A few telegraphic observations:

  1. Mulvey’s “male gaze,” which quite accurately describes the narrative mechanism of the subjective view in this film, thus appears at the very origins of narrative cinema, baked into the syntax that produces cinematic narrativity (and is thus not only relevant to the classical Hollywood period Mulvey was describing, as historicists sometimes object). The film allegorizes a cinematic gaze that is “pathological,” in both the Kantian sense of interested and the Freudian sense of perverse.[iii]
  2. Perhaps this gaze is “male” because cinema’s technologically-structured voyeurism is necessarily bound up in dramas of gendered positionality—and tropes, as Stanley Cavell said, towards the pornographic. (Cavell, not meaning to be sexist: “a woman in a movie is dressed… hence potentially undressed.”[iv])
  3. But what is a woman? This question is posed by the film itself, in which gender appears explicitly as artifice. Through the first keyhole, the man sees a “woman” engaged in a labor of feminine self-construction using technical devices: mirror, comb, perfume, and makeup. She thus literally makes herself into an object of the gaze. This narrative thematization of womanliness as masquerade extends to the extradiegetic, since the hair that is central to the erotic spectacle is obviously an (ill-fitting) wig. Like the protagonist’s obscene hand gesture indicating the woman’s desirability, the wig is a signifier for a desire that depends on this signification.  
  4. The view behind the second door—of a “woman” who, reversing this construction, removes the accessories that made her so— further erodes any natural ground of sex as well as gender, even while maintaining the structurally gendered positions of the spectator (“male”) and the object of the gaze (“female,” even if not a “woman”).
  5. Behind the third door, a scene of heterosexual seduction unfolds, installing heterosexuality not only as a structure of the look but as a narrative. However, at the very moment the couple begins to embrace, the protagonist moves on to the fourth door, suggesting that what appears as heterosexual telos is a pretext for the insatiability of voyeuristic looking.
  6. No sooner has he crouched down to peer through the final door than another man comes through it to beat him up, ironically resolving the idealism of hetero-voyeurism into the materiality of homo-touch, and as such, ending the film. The structure depends, as Mulvey said, on the proscription of homosexual looking. The mere possibility of the voyeuristic look’s homosexualization precipitates its violent collapse, via a man made so by his (I can’t not say it: phallic) top hat who wields a cane as an instrument of punishment, prosthetic agent of an unwritten law.

 

Gender is at once the structuring principle and the content of each of the scenes, and thus of narrative cinema itself, in the germinal syntax of the plan subjectif. This gender, however—like the heterosexuality it mandates—is performative and prosthetic, i.e. artificial. Nor is artifice reserved for women, since by a further extension of the film’s implicit logic, the “male” status of the gaze can itself be called into question—for what guarantees its distinction from the system of prosthetic gender it everywhere uncovers? The psychoanalytic apparatus reveals a gendered structure of the look—a system of gender—that is both performative and defensive.[v]

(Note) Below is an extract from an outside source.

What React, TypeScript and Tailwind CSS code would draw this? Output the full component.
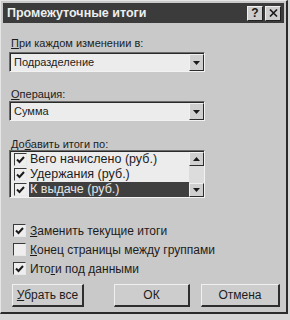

Note that I haven’t said anything about the “Oedipus complex” or “castration anxiety”— though the latter wouldn’t require much of an interpretive leap. Moreover, I have stuck to an empirical description of what appears in the film. But the point, of course, is that its textual expression can never fully contain its own latent logic, which means there is something that remains unexpressed and perhaps inexpressible within it. In focusing on the gap between logic and expression inherent to ideological systems like gender, psychoanalytic film theory reveals itself to be not only a feminist but also a queer theory of cinema.

 


[i] Kyle Stevens, The Oxford Handbook of Film Theory (Oxford University Press, 2022).

[ii] Laura Mulvey, “Visual Pleasure and Narrative Cinema,” first published in Screen in 1975.

[iii] This point resonates obliquely with Daniel Morgan’s discussion of Kantian aesthetics in “Interested and Disinterested Judgments,” The Oxford Handbook of Film Theory.

[iv] Stanley Cavell, The World Viewed: Reflections on the Ontology of Film (Harvard University Press, 1979), p. 44.

[v] On the stubbornness of the “male gaze” in the context of contemporary narrative cinema, see Nicole Erin Morse’s excellent analysis of its persistence in a film that appears to reverse it, Magic Mike.